Directive:
Transcribe the records below exactly as they appear, omitting any pictures.

Task material:
________________________________________

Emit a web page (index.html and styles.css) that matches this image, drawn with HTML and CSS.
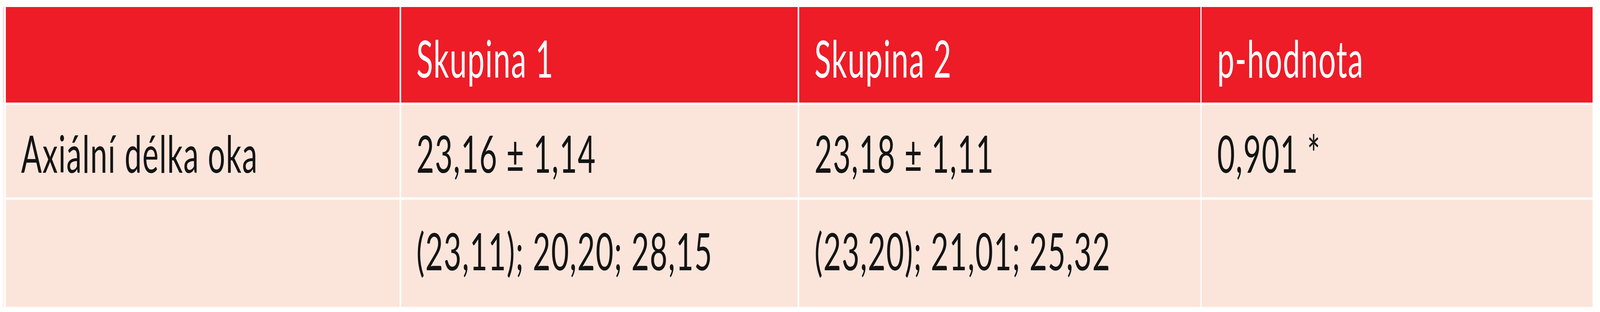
FILE: index.html
```html
<!DOCTYPE html>
<html lang="cs">
<head>
<meta charset="utf-8">
<title>Tabulka</title>
<link rel="stylesheet" href="styles.css">
</head>
<body>
<div class="page">
  <div class="strip"></div>
  <div class="table">
    <div class="cell head"></div>
    <div class="cell head"><span class="t">Skupina 1</span></div>
    <div class="cell head"><span class="t">Skupina 2</span></div>
    <div class="cell head"><span class="t">p-hodnota</span></div>

    <div class="cell r1"><span class="t">Axiální délka oka</span></div>
    <div class="cell r1"><span class="t">23,16 ± 1,14</span></div>
    <div class="cell r1"><span class="t">23,18 ± 1,11</span></div>
    <div class="cell r1"><span class="t">0,901 *</span></div>

    <div class="cell r2"></div>
    <div class="cell r2"><span class="t">(23,11); 20,20; 28,15</span></div>
    <div class="cell r2"><span class="t">(23,20); 21,01; 25,32</span></div>
    <div class="cell r2"></div>
  </div>
</div>
</body>
</html>
```

FILE: styles.css
```css
html, body {
  margin: 0;
  padding: 0;
  background: #ffffff;
}

/* Horizontal measures are proportional to a 6856px-wide design; vertical ones are fixed. */
.page {
  display: flex;
  align-items: flex-start;
  padding: 18px 0.467vw 0 0.175vw;
}

.strip {
  flex: 0 0 auto;
  width: 0.1021vw;
  height: 769px;
  margin-right: 0.0875vw;
  background: linear-gradient(to bottom, #f9dcda 0, #f9dcda 245px, #fdf3ef 245px, #fdf3ef 100%);
}

.table {
  flex: 1 1 auto;
  min-width: 0;
  display: grid;
  grid-template-columns: 1688fr 1699fr 1719fr 1675fr;
  grid-template-rows: 245px 237px 275px;
  column-gap: 0.0875vw;
  row-gap: 6px;
  font-family: "Lato", "Open Sans", sans-serif;
  font-size: 131px;
  letter-spacing: 3px;
  line-height: 1.2;
}

.cell {
  min-width: 0;
  padding-left: 0.9627vw;
  white-space: nowrap;
  color: #141414;
  background: #fbe5db;
}

.head {
  background: #ed1c27;
  color: #ffffff;
  padding-top: 52px;
}

.r1 {
  padding-top: 45px;
}

.r2 {
  padding-top: 52px;
}

.t {
  display: inline-block;
  transform-origin: 0 50%;
}

@media (max-width: 4096px) {
  .t {
    transform: scaleX(0.597433);
  }
}
```
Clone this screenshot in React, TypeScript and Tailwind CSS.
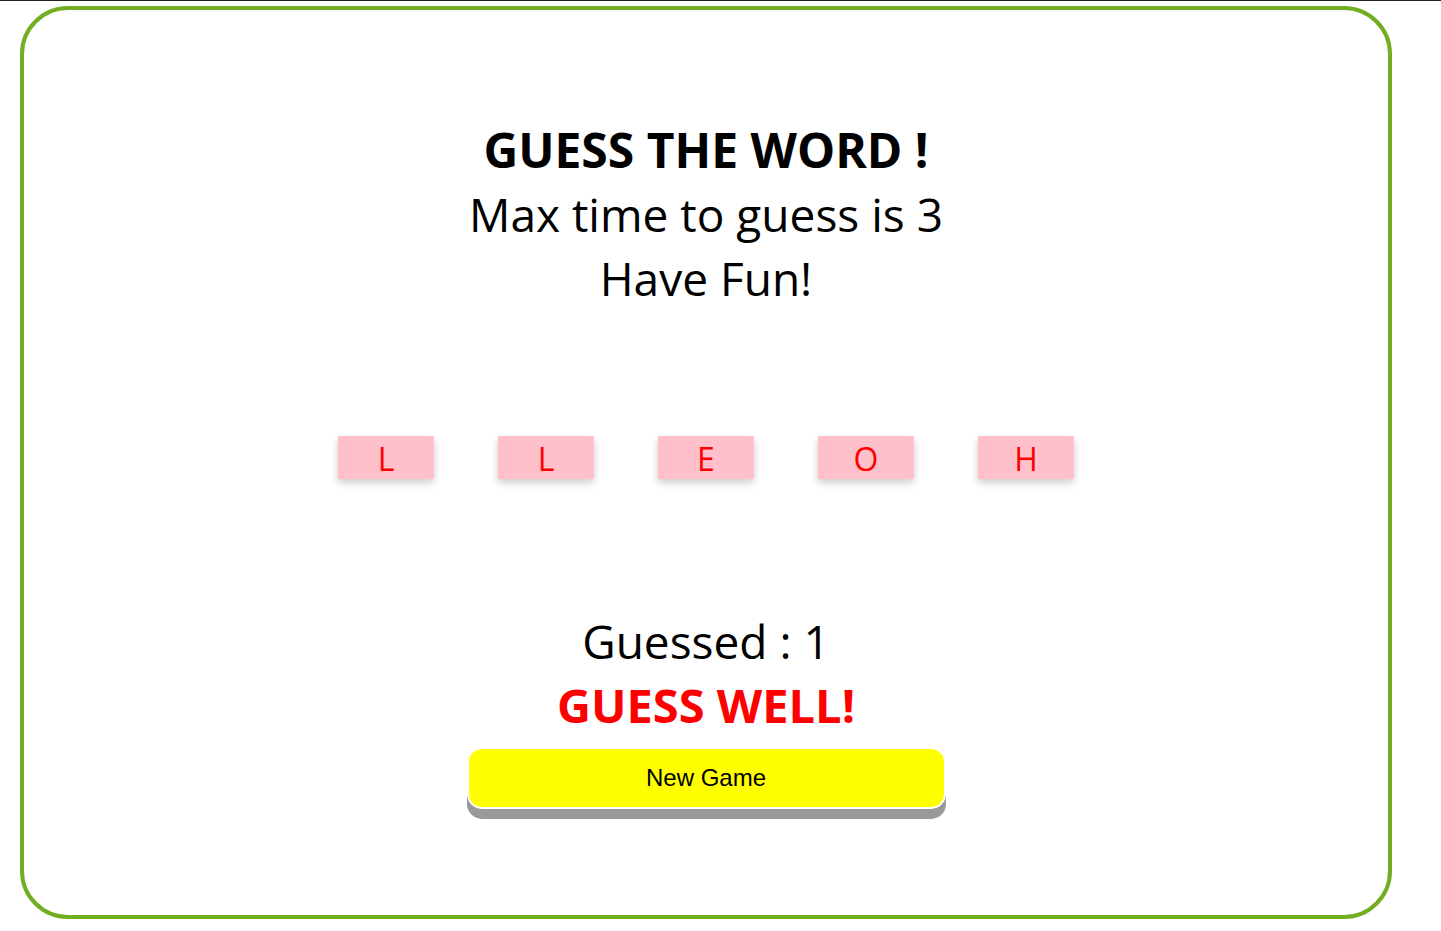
import { useState } from "react";

const word = ["L", "L", "E", "O", "H"];

export default function App() {
  const [guessed] = useState(1);

  return (
    <div className="min-h-[931px] w-full border-t border-[#222] bg-white font-['Open_Sans',sans-serif] text-black">
      <div className="ml-[20px] mt-[5px] flex h-[913px] w-[1372px] flex-col items-center rounded-[48px] border-4 border-[#73AD21] pt-[108px]">
        {/* Header */}
        <div className="flex flex-col items-center text-[46px] leading-[64px]">
          <h1 className="text-[48px] font-bold">GUESS THE WORD !</h1>
          <p>Max time to guess is 3</p>
          <p>Have Fun!</p>
        </div>

        {/* Scrambled letters */}
        <div className="mt-[126px] flex gap-[64px]">
          {word.map((letter, i) => (
            <div
              key={i}
              className="flex h-[43px] w-[96px] items-center justify-center bg-[#FFC0CB] pt-[2px] text-[32px] leading-[43px] text-[#FF0000] shadow-[0_4px_8px_rgba(0,0,0,0.2)]"
            >
              {letter}
            </div>
          ))}
        </div>

        {/* Status */}
        <div className="mt-[130px] flex flex-col items-center text-[46px] leading-[64px]">
          <p>Guessed : {guessed}</p>
          <p className="text-[47px] font-bold text-[#FF0000]">GUESS WELL!</p>
        </div>

        <button className="mt-[10px] h-[62px] w-[479px] rounded-[15px] border-2 border-white bg-[#FFFF00] font-['Liberation_Sans',sans-serif] text-[24px] text-black shadow-[0_10px_0_#999]">
          New Game
        </button>
      </div>
    </div>
  );
}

________________________________________

Correct response:
Emit a web page (index.html and styles.css) that matches this image, drawn with HTML and CSS.
FILE: index.html
```html
<!DOCTYPE html>
<html lang="cs">
<head>
<meta charset="utf-8">
<title>Tabulka</title>
<link rel="stylesheet" href="styles.css">
</head>
<body>
<div class="page">
  <div class="strip"></div>
  <div class="table">
    <div class="cell head"></div>
    <div class="cell head"><span class="t">Skupina 1</span></div>
    <div class="cell head"><span class="t">Skupina 2</span></div>
    <div class="cell head"><span class="t">p-hodnota</span></div>

    <div class="cell r1"><span class="t">Axiální délka oka</span></div>
    <div class="cell r1"><span class="t">23,16 ± 1,14</span></div>
    <div class="cell r1"><span class="t">23,18 ± 1,11</span></div>
    <div class="cell r1"><span class="t">0,901 *</span></div>

    <div class="cell r2"></div>
    <div class="cell r2"><span class="t">(23,11); 20,20; 28,15</span></div>
    <div class="cell r2"><span class="t">(23,20); 21,01; 25,32</span></div>
    <div class="cell r2"></div>
  </div>
</div>
</body>
</html>
```

FILE: styles.css
```css
html, body {
  margin: 0;
  padding: 0;
  background: #ffffff;
}

/* Horizontal measures are proportional to a 6856px-wide design; vertical ones are fixed. */
.page {
  display: flex;
  align-items: flex-start;
  padding: 18px 0.467vw 0 0.175vw;
}

.strip {
  flex: 0 0 auto;
  width: 0.1021vw;
  height: 769px;
  margin-right: 0.0875vw;
  background: linear-gradient(to bottom, #f9dcda 0, #f9dcda 245px, #fdf3ef 245px, #fdf3ef 100%);
}

.table {
  flex: 1 1 auto;
  min-width: 0;
  display: grid;
  grid-template-columns: 1688fr 1699fr 1719fr 1675fr;
  grid-template-rows: 245px 237px 275px;
  column-gap: 0.0875vw;
  row-gap: 6px;
  font-family: "Lato", "Open Sans", sans-serif;
  font-size: 131px;
  letter-spacing: 3px;
  line-height: 1.2;
}

.cell {
  min-width: 0;
  padding-left: 0.9627vw;
  white-space: nowrap;
  color: #141414;
  background: #fbe5db;
}

.head {
  background: #ed1c27;
  color: #ffffff;
  padding-top: 52px;
}

.r1 {
  padding-top: 45px;
}

.r2 {
  padding-top: 52px;
}

.t {
  display: inline-block;
  transform-origin: 0 50%;
}

@media (max-width: 4096px) {
  .t {
    transform: scaleX(0.597433);
  }
}
```
Clone this screenshot in React, TypeScript and Tailwind CSS.
import { useState } from "react";

const word = ["L", "L", "E", "O", "H"];

export default function App() {
  const [guessed] = useState(1);

  return (
    <div className="min-h-[931px] w-full border-t border-[#222] bg-white font-['Open_Sans',sans-serif] text-black">
      <div className="ml-[20px] mt-[5px] flex h-[913px] w-[1372px] flex-col items-center rounded-[48px] border-4 border-[#73AD21] pt-[108px]">
        {/* Header */}
        <div className="flex flex-col items-center text-[46px] leading-[64px]">
          <h1 className="text-[48px] font-bold">GUESS THE WORD !</h1>
          <p>Max time to guess is 3</p>
          <p>Have Fun!</p>
        </div>

        {/* Scrambled letters */}
        <div className="mt-[126px] flex gap-[64px]">
          {word.map((letter, i) => (
            <div
              key={i}
              className="flex h-[43px] w-[96px] items-center justify-center bg-[#FFC0CB] pt-[2px] text-[32px] leading-[43px] text-[#FF0000] shadow-[0_4px_8px_rgba(0,0,0,0.2)]"
            >
              {letter}
            </div>
          ))}
        </div>

        {/* Status */}
        <div className="mt-[130px] flex flex-col items-center text-[46px] leading-[64px]">
          <p>Guessed : {guessed}</p>
          <p className="text-[47px] font-bold text-[#FF0000]">GUESS WELL!</p>
        </div>

        <button className="mt-[10px] h-[62px] w-[479px] rounded-[15px] border-2 border-white bg-[#FFFF00] font-['Liberation_Sans',sans-serif] text-[24px] text-black shadow-[0_10px_0_#999]">
          New Game
        </button>
      </div>
    </div>
  );
}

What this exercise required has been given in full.